Restent les images, d'abord des photos, puis des extraits de reportages en noir et blanc, et dès le Tour de Charly Gaul, en 1958, l'arrivée de la couleur. Mais ce sont celles des cinquante premières années qui touchent le plus, par leur grain, leurs contrastes, leur patine - lorsqu'ils ont déniché un bel exploit, un beau sourire de gagnant, Paul Kieffer et son monteur Thierry Faber les mettent en valeur en jouant sur le ralenti ou la répétition. La musique de Jeannot Sanavia, extrêmement agaçante car trop synthétique, entre en collision avec les marches militaires et autres musiques triomphalistes qui furent montées dans les documents originaux utilisés dans le film. 

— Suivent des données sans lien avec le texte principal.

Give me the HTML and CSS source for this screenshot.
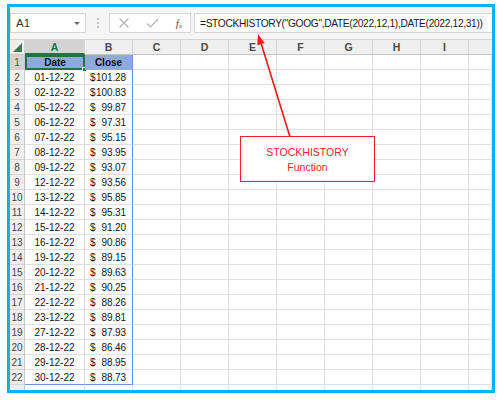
FILE: index.html
```html
<!DOCTYPE html>
<html>
<head>
<meta charset="utf-8">
<link rel="stylesheet" href="styles.css">
</head>
<body>
<div class="frame">
  <div class="toolbar">
    <div class="namebox"><span>A1</span><span class="drop"></span></div>
    <div class="dots"><i></i><i></i><i></i></div>
    <div class="fbtns">
      <svg width="12" height="12" viewBox="0 0 12 12"><path d="M1.5 1.5 L10.5 10.5 M10.5 1.5 L1.5 10.5" stroke="#b3b3b3" stroke-width="1.2" fill="none"/></svg>
      <svg width="13" height="12" viewBox="0 0 13 12"><path d="M1 6.5 L4.5 10 L12 2" stroke="#b3b3b3" stroke-width="1.2" fill="none"/></svg>
      <span class="fx">f<sub>x</sub></span>
    </div>
    <div class="fbar">=STOCKHISTORY("GOOG",DATE(2022,12,1),DATE(2022,12,31))</div>
  </div>
  <div class="sheet">
    <div class="row hdr">
      <div class="corner"><span class="tri"></span></div>
      <div class="ch sel">A</div><div class="ch">B</div><div class="ch">C</div><div class="ch">D</div><div class="ch">E</div><div class="ch">F</div><div class="ch">G</div><div class="ch">H</div><div class="ch">I</div><div class="ch last"></div>
    </div>
    <div class="row">
      <div class="rh sel">1</div>
      <div class="c ca th active">Date<span class="handle"></span></div><div class="c cb th">Close</div><div class="c"></div><div class="c"></div><div class="c"></div><div class="c"></div><div class="c"></div><div class="c"></div><div class="c"></div><div class="c"></div>
    </div>
    <div class="row"><div class="rh">2</div><div class="c ca">01-12-22</div><div class="c cb"><span>$</span><span>101.28</span></div><div class="c"></div><div class="c"></div><div class="c"></div><div class="c"></div><div class="c"></div><div class="c"></div><div class="c"></div><div class="c"></div></div>
    <div class="row"><div class="rh">3</div><div class="c ca">02-12-22</div><div class="c cb"><span>$</span><span>100.83</span></div><div class="c"></div><div class="c"></div><div class="c"></div><div class="c"></div><div class="c"></div><div class="c"></div><div class="c"></div><div class="c"></div></div>
    <div class="row"><div class="rh">4</div><div class="c ca">05-12-22</div><div class="c cb"><span>$</span><span>99.87</span></div><div class="c"></div><div class="c"></div><div class="c"></div><div class="c"></div><div class="c"></div><div class="c"></div><div class="c"></div><div class="c"></div></div>
    <div class="row"><div class="rh">5</div><div class="c ca">06-12-22</div><div class="c cb"><span>$</span><span>97.31</span></div><div class="c"></div><div class="c"></div><div class="c"></div><div class="c"></div><div class="c"></div><div class="c"></div><div class="c"></div><div class="c"></div></div>
    <div class="row"><div class="rh">6</div><div class="c ca">07-12-22</div><div class="c cb"><span>$</span><span>95.15</span></div><div class="c"></div><div class="c"></div><div class="c"></div><div class="c"></div><div class="c"></div><div class="c"></div><div class="c"></div><div class="c"></div></div>
    <div class="row"><div class="rh">7</div><div class="c ca">08-12-22</div><div class="c cb"><span>$</span><span>93.95</span></div><div class="c"></div><div class="c"></div><div class="c"></div><div class="c"></div><div class="c"></div><div class="c"></div><div class="c"></div><div class="c"></div></div>
    <div class="row"><div class="rh">8</div><div class="c ca">09-12-22</div><div class="c cb"><span>$</span><span>93.07</span></div><div class="c"></div><div class="c"></div><div class="c"></div><div class="c"></div><div class="c"></div><div class="c"></div><div class="c"></div><div class="c"></div></div>
    <div class="row"><div class="rh">9</div><div class="c ca">12-12-22</div><div class="c cb"><span>$</span><span>93.56</span></div><div class="c"></div><div class="c"></div><div class="c"></div><div class="c"></div><div class="c"></div><div class="c"></div><div class="c"></div><div class="c"></div></div>
    <div class="row"><div class="rh">10</div><div class="c ca">13-12-22</div><div class="c cb"><span>$</span><span>95.85</span></div><div class="c"></div><div class="c"></div><div class="c"></div><div class="c"></div><div class="c"></div><div class="c"></div><div class="c"></div><div class="c"></div></div>
    <div class="row"><div class="rh">11</div><div class="c ca">14-12-22</div><div class="c cb"><span>$</span><span>95.31</span></div><div class="c"></div><div class="c"></div><div class="c"></div><div class="c"></div><div class="c"></div><div class="c"></div><div class="c"></div><div class="c"></div></div>
    <div class="row"><div class="rh">12</div><div class="c ca">15-12-22</div><div class="c cb"><span>$</span><span>91.20</span></div><div class="c"></div><div class="c"></div><div class="c"></div><div class="c"></div><div class="c"></div><div class="c"></div><div class="c"></div><div class="c"></div></div>
    <div class="row"><div class="rh">13</div><div class="c ca">16-12-22</div><div class="c cb"><span>$</span><span>90.86</span></div><div class="c"></div><div class="c"></div><div class="c"></div><div class="c"></div><div class="c"></div><div class="c"></div><div class="c"></div><div class="c"></div></div>
    <div class="row"><div class="rh">14</div><div class="c ca">19-12-22</div><div class="c cb"><span>$</span><span>89.15</span></div><div class="c"></div><div class="c"></div><div class="c"></div><div class="c"></div><div class="c"></div><div class="c"></div><div class="c"></div><div class="c"></div></div>
    <div class="row"><div class="rh">15</div><div class="c ca">20-12-22</div><div class="c cb"><span>$</span><span>89.63</span></div><div class="c"></div><div class="c"></div><div class="c"></div><div class="c"></div><div class="c"></div><div class="c"></div><div class="c"></div><div class="c"></div></div>
    <div class="row"><div class="rh">16</div><div class="c ca">21-12-22</div><div class="c cb"><span>$</span><span>90.25</span></div><div class="c"></div><div class="c"></div><div class="c"></div><div class="c"></div><div class="c"></div><div class="c"></div><div class="c"></div><div class="c"></div></div>
    <div class="row"><div class="rh">17</div><div class="c ca">22-12-22</div><div class="c cb"><span>$</span><span>88.26</span></div><div class="c"></div><div class="c"></div><div class="c"></div><div class="c"></div><div class="c"></div><div class="c"></div><div class="c"></div><div class="c"></div></div>
    <div class="row"><div class="rh">18</div><div class="c ca">23-12-22</div><div class="c cb"><span>$</span><span>89.81</span></div><div class="c"></div><div class="c"></div><div class="c"></div><div class="c"></div><div class="c"></div><div class="c"></div><div class="c"></div><div class="c"></div></div>
    <div class="row"><div class="rh">19</div><div class="c ca">27-12-22</div><div class="c cb"><span>$</span><span>87.93</span></div><div class="c"></div><div class="c"></div><div class="c"></div><div class="c"></div><div class="c"></div><div class="c"></div><div class="c"></div><div class="c"></div></div>
    <div class="row"><div class="rh">20</div><div class="c ca">28-12-22</div><div class="c cb"><span>$</span><span>86.46</span></div><div class="c"></div><div class="c"></div><div class="c"></div><div class="c"></div><div class="c"></div><div class="c"></div><div class="c"></div><div class="c"></div></div>
    <div class="row"><div class="rh">21</div><div class="c ca">29-12-22</div><div class="c cb"><span>$</span><span>88.95</span></div><div class="c"></div><div class="c"></div><div class="c"></div><div class="c"></div><div class="c"></div><div class="c"></div><div class="c"></div><div class="c"></div></div>
    <div class="row lastdata"><div class="rh">22</div><div class="c ca">30-12-22</div><div class="c cb"><span>$</span><span>88.73</span></div><div class="c"></div><div class="c"></div><div class="c"></div><div class="c"></div><div class="c"></div><div class="c"></div><div class="c"></div><div class="c"></div></div>
    <div class="row"><div class="rh"></div><div class="c"></div><div class="c"></div><div class="c"></div><div class="c"></div><div class="c"></div><div class="c"></div><div class="c"></div><div class="c"></div><div class="c"></div><div class="c"></div><div class="c"></div></div>
  </div>
</div>
<svg class="arrow" width="501" height="400" viewBox="0 0 501 400">
  <line x1="290" y1="137" x2="261" y2="43" stroke="#f21818" stroke-width="1.6"/>
  <polygon points="258,34 264.6,43 257.3,45.2" fill="#f21818"/>
</svg>
<div class="callout"><span>STOCKHISTORY</span><span>Function</span></div>
</body>
</html>
```

FILE: styles.css
```css
* { box-sizing: border-box; }
html, body { margin: 0; padding: 0; background: #ffffff; }
body {
  font-family: "Liberation Sans", Arial, sans-serif;
  font-size: 10px;
  color: #222;
  position: relative;
  width: 501px;
  height: 400px;
  overflow: hidden;
}
.frame {
  margin: 4px 0 0 7px;
  width: 488px;
  height: 389px;
  border: 3px solid #0ab3ee;
  background: #ffffff;
  overflow: hidden;
}
.toolbar {
  height: 32px;
  display: flex;
  align-items: center;
  background: #f5f5f5;
}
.namebox {
  width: 76px;
  height: 20px;
  background: #fff;
  border: 1px solid #d6d6d6;
  display: flex;
  align-items: center;
  justify-content: space-between;
  padding: 0 5px 0 5px;
  font-size: 11.5px;
  color: #333;
}
.drop {
  width: 0; height: 0;
  border-left: 3px solid transparent;
  border-right: 3px solid transparent;
  border-top: 3px solid #666;
}
.dots {
  width: 23px;
  display: flex;
  flex-direction: column;
  align-items: center;
  gap: 2px;
}
.dots i {
  display: block;
  width: 2px; height: 2px;
  background: #c2c2c2;
}
.fbtns {
  width: 82px;
  height: 20px;
  background: #fff;
  border: 1px solid #d6d6d6;
  display: flex;
  align-items: center;
  justify-content: space-between;
  padding: 0 8px 0 8px;
}
.fx {
  font-family: "Liberation Serif", "Times New Roman", serif;
  font-style: italic;
  font-size: 11px;
  color: #555;
}
.fx sub { font-size: 7px; vertical-align: -1px; }
.fbar {
  margin-left: 3px;
  flex: 1;
  height: 20px;
  background: #fff;
  border: 1px solid #d6d6d6;
  border-right: none;
  display: flex;
  align-items: center;
  padding-left: 5px;
  font-size: 10.2px;
  letter-spacing: -0.32px;
  color: #1a1a1a;
  white-space: nowrap;
  overflow: hidden;
}
.sheet { background: #fff; }
.row {
  display: grid;
  grid-template-columns: 15px 60px repeat(8, 48px) 1fr;
  height: 15px;
}
.row.hdr { height: 16px; }
.corner, .ch {
  background: #efefef;
  border-right: 1px solid #d4d4d4;
  border-bottom: 1px solid #c6c6c6;
  border-top: 1px solid #d4d4d4;
}
.corner { position: relative; }
.tri {
  position: absolute;
  right: 2px; bottom: 2px;
  width: 0; height: 0;
  border-left: 9px solid transparent;
  border-bottom: 9px solid #3d7a4c;
}
.ch {
  display: flex;
  align-items: center;
  justify-content: center;
  font-size: 10.5px;
  font-weight: bold;
  color: #4a4a4a;
}
.ch.sel { background: #d3d3d3; color: #217346; border-bottom: 2px solid #217346; }
.ch.last { border-right: none; }
.rh {
  background: #efefef;
  border-right: 1px solid #c6c6c6;
  border-bottom: 1px solid #d4d4d4;
  display: flex;
  align-items: center;
  justify-content: center;
  font-size: 10px;
  color: #444;
}
.rh.sel { background: #d3d3d3; color: #217346; }
.c {
  border-right: 1px solid #e1e1e1;
  border-bottom: 1px solid #e1e1e1;
  display: flex;
  align-items: center;
  color: #151515;
}
.ca { justify-content: center; border-right-color: #d8ddd8; }
.cb {
  justify-content: space-between;
  padding: 0 6px 0 5px;
  border-right: 1px solid #6f93d6;
  letter-spacing: -0.1px;
}
.th {
  background: #8eaadb;
  font-weight: bold;
  color: #111;
  justify-content: center;
  padding: 0;
  position: relative;
  border-bottom-color: #8eaadb;
  letter-spacing: 0;
}
.active {
  border: 2px solid #217346;
}
.handle {
  position: absolute;
  right: -4px; bottom: -4px;
  width: 5px; height: 5px;
  background: #217346;
  border: 1px solid #fff;
}
.lastdata .ca, .lastdata .cb { border-bottom: 1px solid #6f93d6; }
.arrow {
  position: absolute;
  left: 0; top: 0;
  pointer-events: none;
}
.callout {
  position: absolute;
  left: 240px; top: 136px;
  width: 135px; height: 46px;
  background: #fff;
  border: 1px solid #e8202a;
  display: flex;
  flex-direction: column;
  align-items: center;
  justify-content: center;
  gap: 3px;
  color: #f2262f;
  font-size: 10.5px;
  line-height: 12px;
}
```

Paul Kieffer, dont les mises en scène au théâtre regorgent d'humour, d'originalité et de légèreté - comme récemment encore pour La nuit a cirque d'Olivier Py au Centaure - est ici extrêmement sérieux. Bien documenté, riche en informations, mais extrêmement sérieux. Comme si le sport, ce n'était pas un truc pour rire. Les femmes, elles, ne sont que « les représentants du sexe » comme les appelle un reporter dans un document original, elles remettent les bouquets de fleurs aux gagnants ou courent derrière le vélo d'une de leurs stars.

Mais le pire de ce premier DVD luxembourgeois, sur lequel le CNA a visiblement voulu fourguer tout ce que leur moteur de recherche a trouvé avec le terme « cyclisme » dans leurs archives, est cet indicible film de promotion du Luxembourg qu'Armand Strainchamps a fait sur un texte de l'agence de publicité Orbite, regorgeant de banalités, pour présenter le Grand-Duché à Paris lors de la conférence de presse officielle du Tour 2002. Normalement, quand on débourse de l'argent pour un DVD, c'est justement pour ne pas se farcir les inepties de la pub.

 

Paul Kieffer : Les Luxembourgeois dans le Tour de France, produit par le CNA, en association avec RTL et l'« Association des Organisateurs du Grand Départ du Tour de France 2002 à Luxembourg » ; montage : Thierry Faber, musique : Jeannot Sanavia ; son, bruitage et mixage : Waltzing-Parke Audio ; le film dure 90 minutes et coûte 15 euros sur cassette VHS ; le DVD en version française et luxembourgeoise, avec, en bonus, six courts-métrages, pubs et reportages, coûte 25 euros.